Başbakan Yıldırım, Türkiye'de ulaşımı kolaylaştırmak için birçok dev proje gerçekleştirdiklerini kaydetti.
Son 15 yılda ülkenin her yerinde 6 bin 100 kilometre bölünmüş yolu 23 bin 500 kilometreye çıkardıklarını aktaran Yıldırım, "Havalimanı sayımızı, 26'dan 55'e yükselttik, bununla da yetinmedik şu anda yıllık yolcu kapasitesi 150 milyon olan dünyanın en büyük havalimanını da yapıyoruz. İlk etabını da 2018 Şubat'ında, seneye bu vakitte açmış olacağız." dedi.
Havacılıkta sloganlarının "Hava yolu, halkın yolu" olduğunu belirten Yıldırım, "Bu ülkede 2002'de uçakla seyahat eden yurt içinde yolcu sayısı, sadece 8 milyondu. Geçtiğimiz yıl bu sayı 86 milyona çıktı. Toplamda 160 milyonu geçtik, iç hatlar, dış hatlar... Eğer 3. havalimanının kapasitesi, dünyanın en büyük havalimanının kapasitesi 150 milyonun anlamı nedir diye düşünürseniz, bugün dünyadaki en büyük havalimanın kapasitesi 90 milyon. Ondan demek ki 60 milyon daha fazla kapasitesi var. (Dünyanın en büyük havalimanı) ABD'de Atlanta'dır, 90 milyon." ifadelerini kullandı.
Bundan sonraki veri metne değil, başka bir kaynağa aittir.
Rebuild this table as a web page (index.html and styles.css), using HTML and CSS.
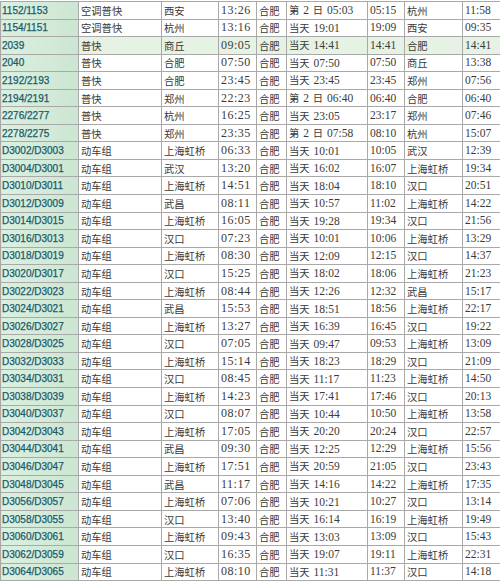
FILE: index.html
```html
<!DOCTYPE html>
<html lang="zh">
<head>
<meta charset="utf-8">
<title>合肥站列车时刻表</title>
<link rel="stylesheet" href="styles.css">
</head>
<body>
<table class="tt">
<colgroup>
<col class="c1"><col class="c2"><col class="c3"><col class="c4"><col class="c5"><col class="c6"><col class="c7"><col class="c8"><col class="c9">
</colgroup>
<tbody>
<tr><td class="no">1152/1153</td><td class="zh">空调普快</td><td class="zh">西安</td><td class="dep">13:26</td><td class="zh">合肥</td><td class="arr"><span class="zh">第</span> 2 <span class="zh">日</span> 05:03</td><td class="tm">05:15</td><td class="zh">杭州</td><td class="tm">11:58</td></tr>
<tr><td class="no">1154/1151</td><td class="zh">空调普快</td><td class="zh">杭州</td><td class="dep">13:16</td><td class="zh">合肥</td><td class="arr"><span class="zh">当天</span> 19:01</td><td class="tm">19:09</td><td class="zh">西安</td><td class="tm">09:35</td></tr>
<tr class="hl"><td class="no">2039</td><td class="zh">普快</td><td class="zh">商丘</td><td class="dep">09:05</td><td class="zh">合肥</td><td class="arr"><span class="zh">当天</span> 14:41</td><td class="tm">14:41</td><td class="zh">合肥</td><td class="tm">14:41</td></tr>
<tr><td class="no">2040</td><td class="zh">普快</td><td class="zh">合肥</td><td class="dep">07:50</td><td class="zh">合肥</td><td class="arr"><span class="zh">当天</span> 07:50</td><td class="tm">07:50</td><td class="zh">商丘</td><td class="tm">13:38</td></tr>
<tr><td class="no">2192/2193</td><td class="zh">普快</td><td class="zh">合肥</td><td class="dep">23:45</td><td class="zh">合肥</td><td class="arr"><span class="zh">当天</span> 23:45</td><td class="tm">23:45</td><td class="zh">郑州</td><td class="tm">07:56</td></tr>
<tr><td class="no">2194/2191</td><td class="zh">普快</td><td class="zh">郑州</td><td class="dep">22:23</td><td class="zh">合肥</td><td class="arr"><span class="zh">第</span> 2 <span class="zh">日</span> 06:40</td><td class="tm">06:40</td><td class="zh">合肥</td><td class="tm">06:40</td></tr>
<tr><td class="no">2276/2277</td><td class="zh">普快</td><td class="zh">杭州</td><td class="dep">16:25</td><td class="zh">合肥</td><td class="arr"><span class="zh">当天</span> 23:05</td><td class="tm">23:17</td><td class="zh">郑州</td><td class="tm">07:46</td></tr>
<tr><td class="no">2278/2275</td><td class="zh">普快</td><td class="zh">郑州</td><td class="dep">23:35</td><td class="zh">合肥</td><td class="arr"><span class="zh">第</span> 2 <span class="zh">日</span> 07:58</td><td class="tm">08:10</td><td class="zh">杭州</td><td class="tm">15:07</td></tr>
<tr><td class="no">D3002/D3003</td><td class="zh">动车组</td><td class="zh">上海虹桥</td><td class="dep">06:33</td><td class="zh">合肥</td><td class="arr"><span class="zh">当天</span> 10:01</td><td class="tm">10:05</td><td class="zh">武汉</td><td class="tm">12:39</td></tr>
<tr><td class="no">D3004/D3001</td><td class="zh">动车组</td><td class="zh">武汉</td><td class="dep">13:20</td><td class="zh">合肥</td><td class="arr"><span class="zh">当天</span> 16:02</td><td class="tm">16:07</td><td class="zh">上海虹桥</td><td class="tm">19:34</td></tr>
<tr><td class="no">D3010/D3011</td><td class="zh">动车组</td><td class="zh">上海虹桥</td><td class="dep">14:51</td><td class="zh">合肥</td><td class="arr"><span class="zh">当天</span> 18:04</td><td class="tm">18:10</td><td class="zh">汉口</td><td class="tm">20:51</td></tr>
<tr><td class="no">D3012/D3009</td><td class="zh">动车组</td><td class="zh">武昌</td><td class="dep">08:11</td><td class="zh">合肥</td><td class="arr"><span class="zh">当天</span> 10:57</td><td class="tm">11:02</td><td class="zh">上海虹桥</td><td class="tm">14:22</td></tr>
<tr><td class="no">D3014/D3015</td><td class="zh">动车组</td><td class="zh">上海虹桥</td><td class="dep">16:05</td><td class="zh">合肥</td><td class="arr"><span class="zh">当天</span> 19:28</td><td class="tm">19:34</td><td class="zh">汉口</td><td class="tm">21:56</td></tr>
<tr><td class="no">D3016/D3013</td><td class="zh">动车组</td><td class="zh">汉口</td><td class="dep">07:23</td><td class="zh">合肥</td><td class="arr"><span class="zh">当天</span> 10:01</td><td class="tm">10:06</td><td class="zh">上海虹桥</td><td class="tm">13:29</td></tr>
<tr><td class="no">D3018/D3019</td><td class="zh">动车组</td><td class="zh">上海虹桥</td><td class="dep">08:30</td><td class="zh">合肥</td><td class="arr"><span class="zh">当天</span> 12:09</td><td class="tm">12:15</td><td class="zh">汉口</td><td class="tm">14:37</td></tr>
<tr><td class="no">D3020/D3017</td><td class="zh">动车组</td><td class="zh">汉口</td><td class="dep">15:25</td><td class="zh">合肥</td><td class="arr"><span class="zh">当天</span> 18:02</td><td class="tm">18:06</td><td class="zh">上海虹桥</td><td class="tm">21:23</td></tr>
<tr><td class="no">D3022/D3023</td><td class="zh">动车组</td><td class="zh">上海虹桥</td><td class="dep">08:44</td><td class="zh">合肥</td><td class="arr"><span class="zh">当天</span> 12:26</td><td class="tm">12:32</td><td class="zh">武昌</td><td class="tm">15:17</td></tr>
<tr><td class="no">D3024/D3021</td><td class="zh">动车组</td><td class="zh">武昌</td><td class="dep">15:53</td><td class="zh">合肥</td><td class="arr"><span class="zh">当天</span> 18:51</td><td class="tm">18:56</td><td class="zh">上海虹桥</td><td class="tm">22:17</td></tr>
<tr><td class="no">D3026/D3027</td><td class="zh">动车组</td><td class="zh">上海虹桥</td><td class="dep">13:27</td><td class="zh">合肥</td><td class="arr"><span class="zh">当天</span> 16:39</td><td class="tm">16:45</td><td class="zh">汉口</td><td class="tm">19:22</td></tr>
<tr><td class="no">D3028/D3025</td><td class="zh">动车组</td><td class="zh">汉口</td><td class="dep">07:05</td><td class="zh">合肥</td><td class="arr"><span class="zh">当天</span> 09:47</td><td class="tm">09:53</td><td class="zh">上海虹桥</td><td class="tm">13:09</td></tr>
<tr><td class="no">D3032/D3033</td><td class="zh">动车组</td><td class="zh">上海虹桥</td><td class="dep">15:14</td><td class="zh">合肥</td><td class="arr"><span class="zh">当天</span> 18:23</td><td class="tm">18:29</td><td class="zh">汉口</td><td class="tm">21:09</td></tr>
<tr><td class="no">D3034/D3031</td><td class="zh">动车组</td><td class="zh">汉口</td><td class="dep">08:45</td><td class="zh">合肥</td><td class="arr"><span class="zh">当天</span> 11:17</td><td class="tm">11:23</td><td class="zh">上海虹桥</td><td class="tm">14:50</td></tr>
<tr><td class="no">D3038/D3039</td><td class="zh">动车组</td><td class="zh">上海虹桥</td><td class="dep">14:23</td><td class="zh">合肥</td><td class="arr"><span class="zh">当天</span> 17:41</td><td class="tm">17:46</td><td class="zh">汉口</td><td class="tm">20:13</td></tr>
<tr><td class="no">D3040/D3037</td><td class="zh">动车组</td><td class="zh">汉口</td><td class="dep">08:07</td><td class="zh">合肥</td><td class="arr"><span class="zh">当天</span> 10:44</td><td class="tm">10:50</td><td class="zh">上海虹桥</td><td class="tm">13:58</td></tr>
<tr><td class="no">D3042/D3043</td><td class="zh">动车组</td><td class="zh">上海虹桥</td><td class="dep">17:05</td><td class="zh">合肥</td><td class="arr"><span class="zh">当天</span> 20:20</td><td class="tm">20:24</td><td class="zh">汉口</td><td class="tm">22:57</td></tr>
<tr><td class="no">D3044/D3041</td><td class="zh">动车组</td><td class="zh">武昌</td><td class="dep">09:30</td><td class="zh">合肥</td><td class="arr"><span class="zh">当天</span> 12:25</td><td class="tm">12:29</td><td class="zh">上海虹桥</td><td class="tm">15:56</td></tr>
<tr><td class="no">D3046/D3047</td><td class="zh">动车组</td><td class="zh">上海虹桥</td><td class="dep">17:51</td><td class="zh">合肥</td><td class="arr"><span class="zh">当天</span> 20:59</td><td class="tm">21:05</td><td class="zh">汉口</td><td class="tm">23:43</td></tr>
<tr><td class="no">D3048/D3045</td><td class="zh">动车组</td><td class="zh">武昌</td><td class="dep">11:17</td><td class="zh">合肥</td><td class="arr"><span class="zh">当天</span> 14:16</td><td class="tm">14:22</td><td class="zh">上海虹桥</td><td class="tm">17:35</td></tr>
<tr><td class="no">D3056/D3057</td><td class="zh">动车组</td><td class="zh">上海虹桥</td><td class="dep">07:06</td><td class="zh">合肥</td><td class="arr"><span class="zh">当天</span> 10:21</td><td class="tm">10:27</td><td class="zh">汉口</td><td class="tm">13:14</td></tr>
<tr><td class="no">D3058/D3055</td><td class="zh">动车组</td><td class="zh">汉口</td><td class="dep">13:40</td><td class="zh">合肥</td><td class="arr"><span class="zh">当天</span> 16:14</td><td class="tm">16:19</td><td class="zh">上海虹桥</td><td class="tm">19:49</td></tr>
<tr><td class="no">D3060/D3061</td><td class="zh">动车组</td><td class="zh">上海虹桥</td><td class="dep">09:43</td><td class="zh">合肥</td><td class="arr"><span class="zh">当天</span> 13:03</td><td class="tm">13:09</td><td class="zh">汉口</td><td class="tm">15:43</td></tr>
<tr><td class="no">D3062/D3059</td><td class="zh">动车组</td><td class="zh">汉口</td><td class="dep">16:35</td><td class="zh">合肥</td><td class="arr"><span class="zh">当天</span> 19:07</td><td class="tm">19:11</td><td class="zh">上海虹桥</td><td class="tm">22:31</td></tr>
<tr><td class="no">D3064/D3065</td><td class="zh">动车组</td><td class="zh">上海虹桥</td><td class="dep">08:10</td><td class="zh">合肥</td><td class="arr"><span class="zh">当天</span> 11:31</td><td class="tm">11:37</td><td class="zh">汉口</td><td class="tm">14:18</td></tr>
</tbody>
</table>
</body>
</html>
```

FILE: styles.css
```css
html, body {
  margin: 0;
  padding: 0;
  background: #ffffff;
}

.tt {
  width: 500px;
  table-layout: fixed;
  border-collapse: collapse;
  margin-top: 1px;
  color: #3a3a3a;
}

.c1 { width: 78px; }
.c2 { width: 83px; }
.c3 { width: 57px; }
.c4 { width: 38px; }
.c5 { width: 30px; }
.c6 { width: 81px; }
.c7 { width: 37px; }
.c8 { width: 58px; }
.c9 { width: 38px; }

.tt tr {
  height: 17.55px;
}

.tt td {
  border: 1px solid #a9a9a9;
  padding: 0 0 0 2px;
  white-space: nowrap;
  overflow: hidden;
  line-height: 15px;
  vertical-align: middle;
  font-family: "Liberation Serif", "Noto Sans CJK SC", serif;
  font-size: 11.5px;
}

.tt td.dep {
  font-size: 12px;
  letter-spacing: 0.5px;
}

.tt td.no {
  background: linear-gradient(to right, #dcf0e0, #cce6d2);
  color: #1b5a6b;
  font-family: "Liberation Sans", sans-serif;
  font-size: 10px;
  padding-left: 1px;
  -webkit-text-stroke: 0.25px #1b5a6b;
}

.tt td.zh,
.tt .arr .zh {
  font-family: "Noto Sans CJK SC", sans-serif;
  font-size: 10.3px;
  font-weight: 400;
}

.tt td.arr {
  font-family: "Liberation Serif", "Noto Sans CJK SC", serif;
  font-size: 11.5px;
  word-spacing: 1px;
}

.tt tr.hl td {
  background: #e6f2e4;
}

.tt tr.hl td.no {
  background: linear-gradient(to right, #dcf0e0, #cce6d2);
}
```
İstanbul'a üçüncü havalimanını yaparken, "Ne gerek var bu kadar büyük havalimanına? Bu kadar yolcuyu nereden bulacaksınız?" şeklinde sorularla karşılaştıklarını aktaran Yıldırım, şunları kaydetti:
"Bakın ben size söyleyeyim neden gerek olduğunu; 2002 yılında İstanbul Atatürk Havalimanı'nda sadece transit yolcu 1 milyonun altındaydı, geçen sene 40 milyon oldu. Transit yolcudan bahsediyorum. Geliyor, İstanbul'a, Afrika'dan geliyor, Avrupa'ya geliyor, Afrika'dan geliyor Uzakdoğu'ya gidiyor, Rusya'ya gidiyor veya tersi. 70'li yıllarda havacılığın merkezi Amerika'daydı. 80'li yıllarda Avrupa'nın batısına doğru geldi. 90'lı yıllarda Avrupa oldu. 2000'li yıllarda artık doğuya doğru devam ediyor, Türkiye. Şu anda havacılığın merkezi Türkiye'ye kayıyor. Bu tarihin tekerrürüdür. Bir zamanlar İpek Yolu ile Baharat Yolu ile doğudan batıya zenginlik için göç vardı. Şimdi artık zenginlik doğuya tekrar döndü, dolayısıyla da hicret batıdan doğuya doğru olmaya başladı. İster doğuya gidin, ister batıya gidin Anadolu'dan geçeceksiniz. Başka yolu yok. Bu topraklar, tarih boyunca bir buluşma noktası olmuştur. Kuzey ile güneyin, doğu ile batının buluştuğu medeniyetlerin kucaklaştığı topraklardı. Onun için bu topraklar, bu ülke kardeşliğin önemini bilir, krizlerin de ne olduğunu acı tecrübelerle bilir."